▶ _Material provided_:
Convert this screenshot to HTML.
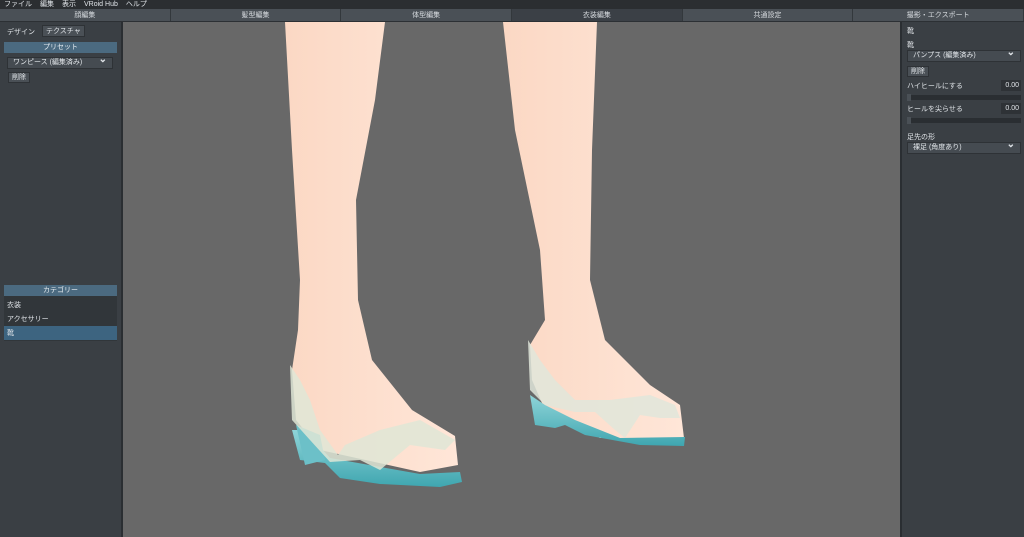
<!DOCTYPE html>
<html><head><meta charset="utf-8"><style>
*{margin:0;padding:0;box-sizing:border-box}
body{width:1024px;height:537px;overflow:hidden;background:#686868;font-family:"Liberation Sans","Noto Sans CJK JP",sans-serif;font-size:7px;color:#e0e4e8;position:relative}
.menu{position:absolute;left:0;top:0;width:1024px;height:9px;background:#2b2e31;font-size:7px;line-height:9px;padding-left:4px;white-space:nowrap}
.menu span{margin-right:8px}
.tabs{position:absolute;top:9px;left:0;width:1024px;height:13px;background:#4a5056;display:flex;border-bottom:1px solid #2c3034}
.tabs div{flex:1;text-align:center;line-height:13px;border-right:1px solid #33383c;color:#d8dce0}
.tabs div.on{background:#3b4046}
.lp{position:absolute;left:0;top:22px;width:123px;height:515px;background:#3a3f44;border-right:2px solid #2a2e32}
.rp{position:absolute;left:900px;top:22px;width:124px;height:515px;background:#3a3f44;border-left:2px solid #2a2e32}
.hdr{position:absolute;background:#4b6a80;text-align:center;line-height:11px;height:11px;color:#e8eef2}
.dd{position:absolute;background:#454b51;border:1px solid #2e3236;height:12px;line-height:10px;padding-left:5px}
.dd:after{content:"⌄";position:absolute;right:5px;top:-3px;font-size:10px;font-weight:bold}
.btn{position:absolute;background:#4a5056;border:1px solid #2e3236;line-height:10px;height:11px;padding:0 3px}
.lbl{position:absolute;white-space:nowrap}
.num{position:absolute;background:#2e3236;width:20px;height:11px;line-height:11px;text-align:right;padding-right:2px}
.sl{position:absolute;height:5px;background:#2a2e32}
.sl:before{content:"";position:absolute;left:0;top:-1px;width:4px;height:7px;background:#4a5056}
</style></head><body>
<svg style="position:absolute;left:0;top:0" width="1024" height="537">
<defs><linearGradient id="sk" x1="0" x2="1"><stop offset="0" stop-color="#fbd8c4"/><stop offset="1" stop-color="#ffe6d8"/></linearGradient>
<linearGradient id="so" x1="0" y1="0" x2="0" y2="1"><stop offset="0" stop-color="#8fd4d8"/><stop offset="1" stop-color="#3fa6b0"/></linearGradient></defs>
<path d="M285,22 L385,22 L375,100 L356,200 L358,300 L372,360 L412,410 L455,436 L458,465 L420,472 L320,450 L296,420 L292,370 L298,330 L300,280 L292,150 Z" fill="url(#sk)"/>
<path d="M503,22 L597,22 L592,150 L590,280 L605,340 L650,385 L680,405 L684,438 L600,438 L545,410 L532,380 L530,345 L545,320 L540,250 L515,130 Z" fill="url(#sk)"/>
<path d="M292,430 L300,460 L325,463 L340,478 L380,484 L440,487 L462,482 L460,472 L420,474 L330,458 L305,430 Z" fill="url(#so)"/>
<path d="M296,425 L305,465 L325,460 L320,435 Z" fill="#6cc0c8"/>
<path d="M530,395 L535,425 L555,428 L565,425 L585,435 L640,445 L684,446 L685,437 L620,438 L575,420 L545,405 Z" fill="url(#so)"/>
<path d="M290,365 L300,380 L310,400 L320,430 L338,455 L345,445 L380,430 L420,420 L455,440 L445,450 L410,445 L380,470 L360,460 L330,462 L310,440 L292,420 Z" fill="#dfe6d6" opacity="0.85"/>
<path d="M528,340 L540,360 L555,380 L575,400 L610,400 L650,395 L675,405 L680,418 L660,418 L640,415 L625,438 L615,430 L595,412 L575,412 L545,405 L530,390 Z" fill="#e0e6da" opacity="0.85"/>
</svg>
<div class="menu"><span>ファイル</span><span>編集</span><span>表示</span><span>VRoid Hub</span><span>ヘルプ</span></div>
<div class="tabs"><div>顔編集</div><div>髪型編集</div><div>体型編集</div><div class="on">衣装編集</div><div>共通設定</div><div>撮影・エクスポート</div></div>
<div class="lp">
<div class="lbl" style="left:7px;top:5px">デザイン</div>
<div class="btn" style="left:42px;top:3px;height:12px;line-height:12px">テクスチャ</div>
<div class="hdr" style="left:4px;top:20px;width:113px">プリセット</div>
<div class="dd" style="left:7px;top:35px;width:106px">ワンピース (編集済み)</div>
<div class="btn" style="left:8px;top:50px">削除</div>
<div class="hdr" style="left:4px;top:263px;width:113px">カテゴリー</div>
<div style="position:absolute;left:4px;top:274px;width:113px;height:45px;background:#31363a"></div>
<div class="lbl" style="left:7px;top:278px">衣装</div>
<div class="lbl" style="left:7px;top:292px">アクセサリー</div>
<div style="position:absolute;left:4px;top:304px;width:113px;height:14px;background:#3d6480"></div>
<div class="lbl" style="left:7px;top:306px">靴</div>
</div>
<div class="rp">
<div class="lbl" style="left:5px;top:4px">靴</div>
<div class="lbl" style="left:5px;top:18px">靴</div>
<div class="dd" style="left:5px;top:28px;width:114px">パンプス (編集済み)</div>
<div class="btn" style="left:5px;top:44px">削除</div>
<div class="lbl" style="left:5px;top:59px">ハイヒールにする</div>
<div class="num" style="left:99px;top:58px">0.00</div>
<div class="sl" style="left:5px;top:73px;width:114px"></div>
<div class="lbl" style="left:5px;top:82px">ヒールを尖らせる</div>
<div class="num" style="left:99px;top:81px">0.00</div>
<div class="sl" style="left:5px;top:96px;width:114px"></div>
<div class="lbl" style="left:5px;top:110px">足先の形</div>
<div class="dd" style="left:5px;top:120px;width:114px">裸足 (角度あり)</div>
</div>
</body></html>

▶ _What the task requires_:
Do not copy the pictures, but repeat every line exactly.

▶ _Full solution_:
Convert this screenshot to HTML.
<!DOCTYPE html>
<html><head><meta charset="utf-8"><style>
*{margin:0;padding:0;box-sizing:border-box}
body{width:1024px;height:537px;overflow:hidden;background:#686868;font-family:"Liberation Sans","Noto Sans CJK JP",sans-serif;font-size:7px;color:#e0e4e8;position:relative}
.menu{position:absolute;left:0;top:0;width:1024px;height:9px;background:#2b2e31;font-size:7px;line-height:9px;padding-left:4px;white-space:nowrap}
.menu span{margin-right:8px}
.tabs{position:absolute;top:9px;left:0;width:1024px;height:13px;background:#4a5056;display:flex;border-bottom:1px solid #2c3034}
.tabs div{flex:1;text-align:center;line-height:13px;border-right:1px solid #33383c;color:#d8dce0}
.tabs div.on{background:#3b4046}
.lp{position:absolute;left:0;top:22px;width:123px;height:515px;background:#3a3f44;border-right:2px solid #2a2e32}
.rp{position:absolute;left:900px;top:22px;width:124px;height:515px;background:#3a3f44;border-left:2px solid #2a2e32}
.hdr{position:absolute;background:#4b6a80;text-align:center;line-height:11px;height:11px;color:#e8eef2}
.dd{position:absolute;background:#454b51;border:1px solid #2e3236;height:12px;line-height:10px;padding-left:5px}
.dd:after{content:"⌄";position:absolute;right:5px;top:-3px;font-size:10px;font-weight:bold}
.btn{position:absolute;background:#4a5056;border:1px solid #2e3236;line-height:10px;height:11px;padding:0 3px}
.lbl{position:absolute;white-space:nowrap}
.num{position:absolute;background:#2e3236;width:20px;height:11px;line-height:11px;text-align:right;padding-right:2px}
.sl{position:absolute;height:5px;background:#2a2e32}
.sl:before{content:"";position:absolute;left:0;top:-1px;width:4px;height:7px;background:#4a5056}
</style></head><body>
<svg style="position:absolute;left:0;top:0" width="1024" height="537">
<defs><linearGradient id="sk" x1="0" x2="1"><stop offset="0" stop-color="#fbd8c4"/><stop offset="1" stop-color="#ffe6d8"/></linearGradient>
<linearGradient id="so" x1="0" y1="0" x2="0" y2="1"><stop offset="0" stop-color="#8fd4d8"/><stop offset="1" stop-color="#3fa6b0"/></linearGradient></defs>
<path d="M285,22 L385,22 L375,100 L356,200 L358,300 L372,360 L412,410 L455,436 L458,465 L420,472 L320,450 L296,420 L292,370 L298,330 L300,280 L292,150 Z" fill="url(#sk)"/>
<path d="M503,22 L597,22 L592,150 L590,280 L605,340 L650,385 L680,405 L684,438 L600,438 L545,410 L532,380 L530,345 L545,320 L540,250 L515,130 Z" fill="url(#sk)"/>
<path d="M292,430 L300,460 L325,463 L340,478 L380,484 L440,487 L462,482 L460,472 L420,474 L330,458 L305,430 Z" fill="url(#so)"/>
<path d="M296,425 L305,465 L325,460 L320,435 Z" fill="#6cc0c8"/>
<path d="M530,395 L535,425 L555,428 L565,425 L585,435 L640,445 L684,446 L685,437 L620,438 L575,420 L545,405 Z" fill="url(#so)"/>
<path d="M290,365 L300,380 L310,400 L320,430 L338,455 L345,445 L380,430 L420,420 L455,440 L445,450 L410,445 L380,470 L360,460 L330,462 L310,440 L292,420 Z" fill="#dfe6d6" opacity="0.85"/>
<path d="M528,340 L540,360 L555,380 L575,400 L610,400 L650,395 L675,405 L680,418 L660,418 L640,415 L625,438 L615,430 L595,412 L575,412 L545,405 L530,390 Z" fill="#e0e6da" opacity="0.85"/>
</svg>
<div class="menu"><span>ファイル</span><span>編集</span><span>表示</span><span>VRoid Hub</span><span>ヘルプ</span></div>
<div class="tabs"><div>顔編集</div><div>髪型編集</div><div>体型編集</div><div class="on">衣装編集</div><div>共通設定</div><div>撮影・エクスポート</div></div>
<div class="lp">
<div class="lbl" style="left:7px;top:5px">デザイン</div>
<div class="btn" style="left:42px;top:3px;height:12px;line-height:12px">テクスチャ</div>
<div class="hdr" style="left:4px;top:20px;width:113px">プリセット</div>
<div class="dd" style="left:7px;top:35px;width:106px">ワンピース (編集済み)</div>
<div class="btn" style="left:8px;top:50px">削除</div>
<div class="hdr" style="left:4px;top:263px;width:113px">カテゴリー</div>
<div style="position:absolute;left:4px;top:274px;width:113px;height:45px;background:#31363a"></div>
<div class="lbl" style="left:7px;top:278px">衣装</div>
<div class="lbl" style="left:7px;top:292px">アクセサリー</div>
<div style="position:absolute;left:4px;top:304px;width:113px;height:14px;background:#3d6480"></div>
<div class="lbl" style="left:7px;top:306px">靴</div>
</div>
<div class="rp">
<div class="lbl" style="left:5px;top:4px">靴</div>
<div class="lbl" style="left:5px;top:18px">靴</div>
<div class="dd" style="left:5px;top:28px;width:114px">パンプス (編集済み)</div>
<div class="btn" style="left:5px;top:44px">削除</div>
<div class="lbl" style="left:5px;top:59px">ハイヒールにする</div>
<div class="num" style="left:99px;top:58px">0.00</div>
<div class="sl" style="left:5px;top:73px;width:114px"></div>
<div class="lbl" style="left:5px;top:82px">ヒールを尖らせる</div>
<div class="num" style="left:99px;top:81px">0.00</div>
<div class="sl" style="left:5px;top:96px;width:114px"></div>
<div class="lbl" style="left:5px;top:110px">足先の形</div>
<div class="dd" style="left:5px;top:120px;width:114px">裸足 (角度あり)</div>
</div>
</body></html>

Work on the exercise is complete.